Information shown:
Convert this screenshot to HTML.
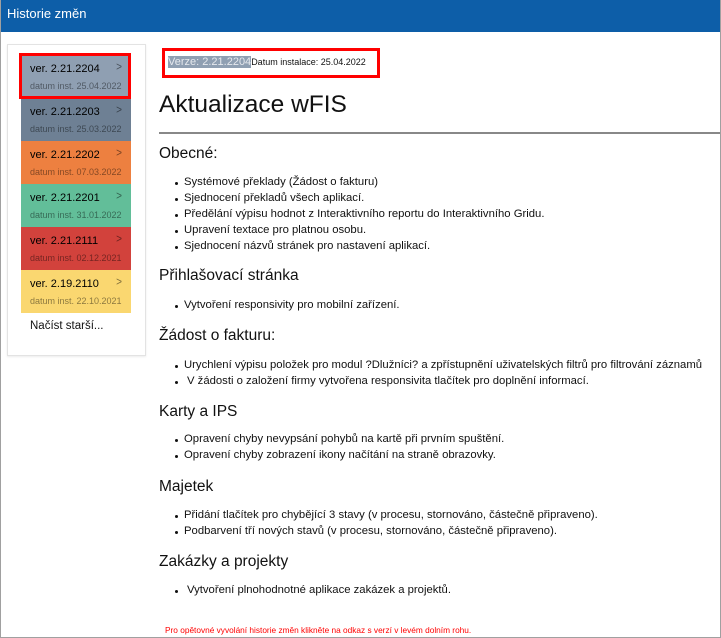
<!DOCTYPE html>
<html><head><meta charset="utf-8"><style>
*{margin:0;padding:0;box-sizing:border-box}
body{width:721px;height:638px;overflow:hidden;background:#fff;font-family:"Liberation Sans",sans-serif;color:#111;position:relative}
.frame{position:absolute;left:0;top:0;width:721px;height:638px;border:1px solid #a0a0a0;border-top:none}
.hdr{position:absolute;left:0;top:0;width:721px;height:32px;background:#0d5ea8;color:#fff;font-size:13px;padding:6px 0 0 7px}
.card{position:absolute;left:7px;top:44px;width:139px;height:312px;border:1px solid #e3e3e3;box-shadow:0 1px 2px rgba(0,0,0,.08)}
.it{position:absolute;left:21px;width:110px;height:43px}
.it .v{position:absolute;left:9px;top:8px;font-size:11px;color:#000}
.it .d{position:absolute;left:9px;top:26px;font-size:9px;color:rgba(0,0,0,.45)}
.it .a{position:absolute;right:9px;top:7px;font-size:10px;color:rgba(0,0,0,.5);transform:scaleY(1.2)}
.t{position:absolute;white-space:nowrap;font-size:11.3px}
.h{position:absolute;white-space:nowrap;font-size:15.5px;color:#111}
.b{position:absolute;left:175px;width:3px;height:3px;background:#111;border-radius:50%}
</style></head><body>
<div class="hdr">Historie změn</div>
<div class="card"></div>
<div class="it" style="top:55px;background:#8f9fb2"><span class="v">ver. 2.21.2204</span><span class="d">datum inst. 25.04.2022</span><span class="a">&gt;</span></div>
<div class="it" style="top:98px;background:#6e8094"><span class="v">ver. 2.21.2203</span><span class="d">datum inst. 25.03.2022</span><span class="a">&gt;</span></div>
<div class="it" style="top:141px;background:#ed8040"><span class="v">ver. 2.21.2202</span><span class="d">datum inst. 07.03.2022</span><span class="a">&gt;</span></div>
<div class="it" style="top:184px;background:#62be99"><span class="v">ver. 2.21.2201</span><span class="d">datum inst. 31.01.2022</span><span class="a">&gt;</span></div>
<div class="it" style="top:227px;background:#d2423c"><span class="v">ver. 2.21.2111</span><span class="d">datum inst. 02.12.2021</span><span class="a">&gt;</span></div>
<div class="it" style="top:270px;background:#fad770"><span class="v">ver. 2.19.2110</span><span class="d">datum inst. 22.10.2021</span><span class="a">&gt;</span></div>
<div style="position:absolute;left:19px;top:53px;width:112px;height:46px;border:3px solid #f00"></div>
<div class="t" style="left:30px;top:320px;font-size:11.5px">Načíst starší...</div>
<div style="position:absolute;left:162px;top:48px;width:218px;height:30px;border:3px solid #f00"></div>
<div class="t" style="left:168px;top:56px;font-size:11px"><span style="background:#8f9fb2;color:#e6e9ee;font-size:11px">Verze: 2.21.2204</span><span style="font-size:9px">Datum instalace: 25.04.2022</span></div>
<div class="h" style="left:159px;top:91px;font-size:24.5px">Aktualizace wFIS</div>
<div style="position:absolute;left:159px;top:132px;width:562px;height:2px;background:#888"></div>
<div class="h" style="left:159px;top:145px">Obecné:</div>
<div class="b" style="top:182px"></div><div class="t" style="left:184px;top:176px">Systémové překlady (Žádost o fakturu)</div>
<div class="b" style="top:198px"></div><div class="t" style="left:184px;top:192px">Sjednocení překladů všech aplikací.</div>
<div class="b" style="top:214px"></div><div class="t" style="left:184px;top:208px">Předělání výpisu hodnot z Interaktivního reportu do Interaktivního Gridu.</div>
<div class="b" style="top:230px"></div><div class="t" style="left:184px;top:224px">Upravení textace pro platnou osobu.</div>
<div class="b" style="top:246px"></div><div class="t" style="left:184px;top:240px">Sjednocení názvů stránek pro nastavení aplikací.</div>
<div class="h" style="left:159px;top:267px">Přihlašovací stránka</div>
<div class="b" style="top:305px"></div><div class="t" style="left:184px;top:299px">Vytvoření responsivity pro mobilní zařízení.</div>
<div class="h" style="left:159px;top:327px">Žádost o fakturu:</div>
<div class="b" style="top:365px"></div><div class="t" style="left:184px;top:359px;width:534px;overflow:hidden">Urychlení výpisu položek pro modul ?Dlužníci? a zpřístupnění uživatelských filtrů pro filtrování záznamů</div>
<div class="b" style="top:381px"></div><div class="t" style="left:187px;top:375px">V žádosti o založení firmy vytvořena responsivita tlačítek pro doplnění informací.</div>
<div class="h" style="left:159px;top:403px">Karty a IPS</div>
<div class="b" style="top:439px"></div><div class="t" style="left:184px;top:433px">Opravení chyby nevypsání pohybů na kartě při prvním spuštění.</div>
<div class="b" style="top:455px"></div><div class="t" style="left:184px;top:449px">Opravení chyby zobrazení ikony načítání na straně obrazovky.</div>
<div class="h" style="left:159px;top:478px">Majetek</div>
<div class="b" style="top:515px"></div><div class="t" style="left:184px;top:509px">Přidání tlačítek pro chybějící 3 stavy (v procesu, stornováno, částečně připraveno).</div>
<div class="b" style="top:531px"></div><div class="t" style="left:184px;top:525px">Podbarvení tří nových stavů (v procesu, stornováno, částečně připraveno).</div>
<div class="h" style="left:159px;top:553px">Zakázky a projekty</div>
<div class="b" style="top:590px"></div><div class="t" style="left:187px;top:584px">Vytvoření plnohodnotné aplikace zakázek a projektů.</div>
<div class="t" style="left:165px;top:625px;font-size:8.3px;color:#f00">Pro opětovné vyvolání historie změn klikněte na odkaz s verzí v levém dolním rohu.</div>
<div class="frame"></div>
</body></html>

Goal of the exercise:
Leave out the pictures and reproduce the rest of the listing exactly.

Solution for this problem:
Convert this screenshot to HTML.
<!DOCTYPE html>
<html><head><meta charset="utf-8"><style>
*{margin:0;padding:0;box-sizing:border-box}
body{width:721px;height:638px;overflow:hidden;background:#fff;font-family:"Liberation Sans",sans-serif;color:#111;position:relative}
.frame{position:absolute;left:0;top:0;width:721px;height:638px;border:1px solid #a0a0a0;border-top:none}
.hdr{position:absolute;left:0;top:0;width:721px;height:32px;background:#0d5ea8;color:#fff;font-size:13px;padding:6px 0 0 7px}
.card{position:absolute;left:7px;top:44px;width:139px;height:312px;border:1px solid #e3e3e3;box-shadow:0 1px 2px rgba(0,0,0,.08)}
.it{position:absolute;left:21px;width:110px;height:43px}
.it .v{position:absolute;left:9px;top:8px;font-size:11px;color:#000}
.it .d{position:absolute;left:9px;top:26px;font-size:9px;color:rgba(0,0,0,.45)}
.it .a{position:absolute;right:9px;top:7px;font-size:10px;color:rgba(0,0,0,.5);transform:scaleY(1.2)}
.t{position:absolute;white-space:nowrap;font-size:11.3px}
.h{position:absolute;white-space:nowrap;font-size:15.5px;color:#111}
.b{position:absolute;left:175px;width:3px;height:3px;background:#111;border-radius:50%}
</style></head><body>
<div class="hdr">Historie změn</div>
<div class="card"></div>
<div class="it" style="top:55px;background:#8f9fb2"><span class="v">ver. 2.21.2204</span><span class="d">datum inst. 25.04.2022</span><span class="a">&gt;</span></div>
<div class="it" style="top:98px;background:#6e8094"><span class="v">ver. 2.21.2203</span><span class="d">datum inst. 25.03.2022</span><span class="a">&gt;</span></div>
<div class="it" style="top:141px;background:#ed8040"><span class="v">ver. 2.21.2202</span><span class="d">datum inst. 07.03.2022</span><span class="a">&gt;</span></div>
<div class="it" style="top:184px;background:#62be99"><span class="v">ver. 2.21.2201</span><span class="d">datum inst. 31.01.2022</span><span class="a">&gt;</span></div>
<div class="it" style="top:227px;background:#d2423c"><span class="v">ver. 2.21.2111</span><span class="d">datum inst. 02.12.2021</span><span class="a">&gt;</span></div>
<div class="it" style="top:270px;background:#fad770"><span class="v">ver. 2.19.2110</span><span class="d">datum inst. 22.10.2021</span><span class="a">&gt;</span></div>
<div style="position:absolute;left:19px;top:53px;width:112px;height:46px;border:3px solid #f00"></div>
<div class="t" style="left:30px;top:320px;font-size:11.5px">Načíst starší...</div>
<div style="position:absolute;left:162px;top:48px;width:218px;height:30px;border:3px solid #f00"></div>
<div class="t" style="left:168px;top:56px;font-size:11px"><span style="background:#8f9fb2;color:#e6e9ee;font-size:11px">Verze: 2.21.2204</span><span style="font-size:9px">Datum instalace: 25.04.2022</span></div>
<div class="h" style="left:159px;top:91px;font-size:24.5px">Aktualizace wFIS</div>
<div style="position:absolute;left:159px;top:132px;width:562px;height:2px;background:#888"></div>
<div class="h" style="left:159px;top:145px">Obecné:</div>
<div class="b" style="top:182px"></div><div class="t" style="left:184px;top:176px">Systémové překlady (Žádost o fakturu)</div>
<div class="b" style="top:198px"></div><div class="t" style="left:184px;top:192px">Sjednocení překladů všech aplikací.</div>
<div class="b" style="top:214px"></div><div class="t" style="left:184px;top:208px">Předělání výpisu hodnot z Interaktivního reportu do Interaktivního Gridu.</div>
<div class="b" style="top:230px"></div><div class="t" style="left:184px;top:224px">Upravení textace pro platnou osobu.</div>
<div class="b" style="top:246px"></div><div class="t" style="left:184px;top:240px">Sjednocení názvů stránek pro nastavení aplikací.</div>
<div class="h" style="left:159px;top:267px">Přihlašovací stránka</div>
<div class="b" style="top:305px"></div><div class="t" style="left:184px;top:299px">Vytvoření responsivity pro mobilní zařízení.</div>
<div class="h" style="left:159px;top:327px">Žádost o fakturu:</div>
<div class="b" style="top:365px"></div><div class="t" style="left:184px;top:359px;width:534px;overflow:hidden">Urychlení výpisu položek pro modul ?Dlužníci? a zpřístupnění uživatelských filtrů pro filtrování záznamů</div>
<div class="b" style="top:381px"></div><div class="t" style="left:187px;top:375px">V žádosti o založení firmy vytvořena responsivita tlačítek pro doplnění informací.</div>
<div class="h" style="left:159px;top:403px">Karty a IPS</div>
<div class="b" style="top:439px"></div><div class="t" style="left:184px;top:433px">Opravení chyby nevypsání pohybů na kartě při prvním spuštění.</div>
<div class="b" style="top:455px"></div><div class="t" style="left:184px;top:449px">Opravení chyby zobrazení ikony načítání na straně obrazovky.</div>
<div class="h" style="left:159px;top:478px">Majetek</div>
<div class="b" style="top:515px"></div><div class="t" style="left:184px;top:509px">Přidání tlačítek pro chybějící 3 stavy (v procesu, stornováno, částečně připraveno).</div>
<div class="b" style="top:531px"></div><div class="t" style="left:184px;top:525px">Podbarvení tří nových stavů (v procesu, stornováno, částečně připraveno).</div>
<div class="h" style="left:159px;top:553px">Zakázky a projekty</div>
<div class="b" style="top:590px"></div><div class="t" style="left:187px;top:584px">Vytvoření plnohodnotné aplikace zakázek a projektů.</div>
<div class="t" style="left:165px;top:625px;font-size:8.3px;color:#f00">Pro opětovné vyvolání historie změn klikněte na odkaz s verzí v levém dolním rohu.</div>
<div class="frame"></div>
</body></html>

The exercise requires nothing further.